Harmanan Singh picBehaviour can be a reaction to stereotypes, but as Harmanan Singh, 17, a Correspondent from Mumbai in India writes, there is much to learn from looking beyond first impressions.

It was yet another crowded, packed day at the railway station. I scuttled with a million others as I took the eternal climb on the staircase and wiped my moist brow as I reached the landing.

The humungous task was far from over; I still had to spend countless minutes in the queue to obtain a second class ticket. The heat was treacherous too, making the task cumbersome. The dog seemed to enjoy the heat as it stretched near the ticket counter, unaffected as it basked.

Railway stations are probably the best place to experience the vibe of India. I did observe people on my stationary expedition. The middle aged man with a glistening bald head, to the stout woman in the sari tugging her small kids along; surely each had unique stories to tell about their life and times.

I kept peering towards the ticket window occasionally, the change in the number of heads ahead being infinitesimally small over a long period of time.
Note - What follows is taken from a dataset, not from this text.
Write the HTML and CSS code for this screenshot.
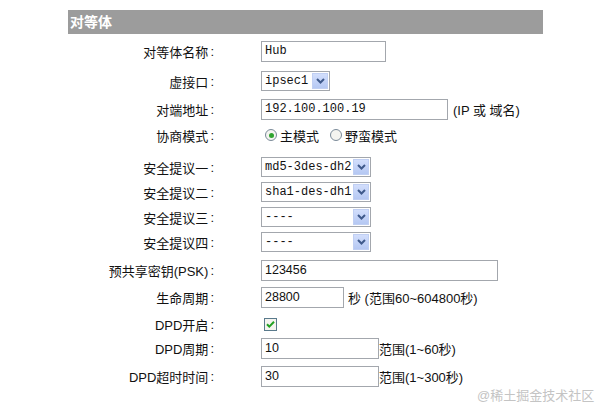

I shifted my gaze around to spot something more interesting than the large, twirled moustache of the gentleman standing next to me. The sight of two urchins grovelling in the dust amused me. They wore rather old, tattered clothes, had unruly hair, chaffed, bare feet- they honestly weren’t a pretty sight. I was lost in the reverie of thoughts and thought about their plight. It was unfortunate, wasn’t it? Why this suffering? They did deserve a better life.

As I thought about this, I saw them being shooed away by their more blessed countrymen. The urchins had probably seen this behaviour, all their life. Undiminishing, unflinching grit was the cause of their survival. Honestly, I felt a little uncomfortable with them around me, my mobile phone gripped firmly in my palm.

The urchins returned to their little game as they tried to snatch a wooden piece from one another. The game kept me curious for few moments, and I soon realised that a three- or four-year-old boy, clad in a snazzy shirt, jeans and sneakers shared the same interest. He stood glued, witnessing the whole drama. The game attracted him and he took a few steps towards the two urchins. Wait! I screamed silently and wanted to stop the kid from going too close to the urchins.

The trio now enjoyed their little game thoroughly. I had inhibitions about the urchins but the kids’ laughter struck my conscience, and it struck me hard! This “little” game taught me a “big” lesson in life. As I permitted myself to put up a little smile on my face, I finally purchased my train ticket.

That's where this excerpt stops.